The most famous case Turman has dealt with involves the Chad Daybell and Lori Vallow-Daybell murder cases. The two are charged in the killing of Vallow-Daybell’s children Tylee Ryan, 16, and J.J. Vallow, 7. Chad Daybell has also been charged in the murder of his first wife Tammy Daybell.
“You don’t expect something like that to happen in Rexburg,” he said. “You don’t expect all the national news agencies to show up at your front door. I think it’s been a good learning experience for all of us, but it’s over a very horrific thing. We hope we never have to go through something like that again.”
It was Rexburg Police detectives who responded to a welfare check in November 2019 concerning the children. The officers visited Vallow-Daybell at her Rexburg apartment where she told them J.J. was with a female friend in Arizona.
Detectives called the friend who said J.J. wasn’t with her.
“We have some great detectives that just followed their instincts,” Turman said.
The following day, detectives returned to Vallow-Daybell’s apartment and learned she and Chad Daybell had fled to Hawaii. Shortly after, police sent out a press release asking for information on the missing children.
The press release set off international interest, and Turman fielded phone calls from press agencies from all over the world. The children’s bodies were located in Chad Daybell’s Salem backyard in June 2020, Police believe they had been there since September 2019.
“It was horrible. Our hope was to find them alive and well,” Turman said.
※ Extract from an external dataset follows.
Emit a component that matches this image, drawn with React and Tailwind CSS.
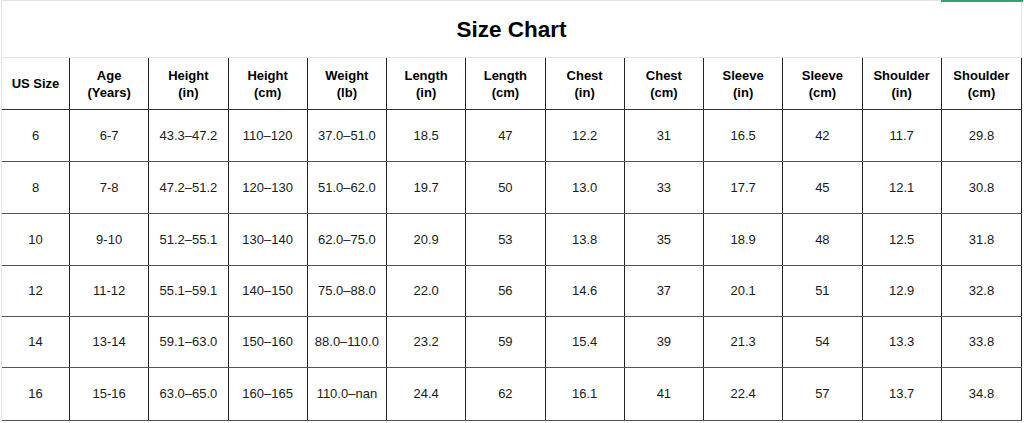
import React from 'react';

const headers = [
  ['US Size'],
  ['Age', '(Years)'],
  ['Height', '(in)'],
  ['Height', '(cm)'],
  ['Weight', '(lb)'],
  ['Length', '(in)'],
  ['Length', '(cm)'],
  ['Chest', '(in)'],
  ['Chest', '(cm)'],
  ['Sleeve', '(in)'],
  ['Sleeve', '(cm)'],
  ['Shoulder', '(in)'],
  ['Shoulder', '(cm)'],
];

const rows = [
  ['6', '6-7', '43.3–47.2', '110–120', '37.0–51.0', '18.5', '47', '12.2', '31', '16.5', '42', '11.7', '29.8'],
  ['8', '7-8', '47.2–51.2', '120–130', '51.0–62.0', '19.7', '50', '13.0', '33', '17.7', '45', '12.1', '30.8'],
  ['10', '9-10', '51.2–55.1', '130–140', '62.0–75.0', '20.9', '53', '13.8', '35', '18.9', '48', '12.5', '31.8'],
  ['12', '11-12', '55.1–59.1', '140–150', '75.0–88.0', '22.0', '56', '14.6', '37', '20.1', '51', '12.9', '32.8'],
  ['14', '13-14', '59.1–63.0', '150–160', '88.0–110.0', '23.2', '59', '15.4', '39', '21.3', '54', '13.3', '33.8'],
  ['16', '15-16', '63.0–65.0', '160–165', '110.0–nan', '24.4', '62', '16.1', '41', '22.4', '57', '13.7', '34.8'],
];

const rowHeights = ['h-[52px]', 'h-[52px]', 'h-[52px]', 'h-[51px]', 'h-[51px]', 'h-[53px]'];

const cols = 'grid grid-cols-[68px_repeat(11,79.25px)_80.5px]';

const SizeChart = () => {
  return (
    <div className="w-[1024px] h-[423px] bg-white overflow-hidden text-[#111]" style={{ fontFamily: '"Liberation Sans", Arial, sans-serif' }}>
      <div className="relative ml-[1px] w-[1021px] border-l border-[#e3e3e3]">
        {/* selected cell marker */}
        <div className="absolute top-0 left-[939px] w-[82px] h-[2px] bg-[#2da571]" />

        {/* title row */}
        <div className="h-[58px] border-t border-b border-r border-[#e3e3e3] flex items-center justify-center">
          <h1 className="text-[22.5px] font-bold text-black pt-[1px]">Size Chart</h1>
        </div>

        {/* header */}
        <div className={`${cols} h-[52px] border-b border-[#333]`}>
          {headers.map((h, i) => (
            <div key={i} className="border-r border-[#222] flex flex-col items-center justify-center text-[13px] font-bold leading-[17px] text-black">
              {h.map((line, j) => (
                <span key={j}>{line}</span>
              ))}
            </div>
          ))}
        </div>

        {/* body */}
        {rows.map((row, r) => (
          <div key={r} className={`${cols} ${rowHeights[r]} border-b border-[#555]`}>
            {row.map((cell, c) => (
              <div key={c} className="border-r border-[#222] flex items-center justify-center text-[13px] text-[#1a1a1a]">
                {cell}
              </div>
            ))}
          </div>
        ))}

        {/* grid below */}
        <div className={`${cols} h-[6px]`}>
          {headers.map((_, i) => (
            <div key={i} className="border-r border-[#e3e3e3]" />
          ))}
        </div>
      </div>
    </div>
  );
};

export default SizeChart;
Turman says that he relies heavily on his Church of Jesus Christ of Latter-day Saints faith when dealing with horrific crimes. It also helps to return to a loving family after dealing with tragedies.
“I have the best wife in the whole world. It’s going home and hugging my kids,” he said.
Turman grew up on the family farm in Lyman, and after graduating from Madison High School in 1983, he attended college in Wyoming for two years. He later served a church mission in the Hartford Connecticut Mission where he served throughout the New England states.
“I loved it back there,” he said. “The people were wonderful.”
In all the years that Turman has served with the Rexburg Police Department, he’s never had any desire to serve as a police officer in Salt Lake City, Denver or New York City.
“I only wanted to go there on vacation,” he said.
Following retirement, Turman will miss his staff.
“I’ll miss the good people in this department,” he said.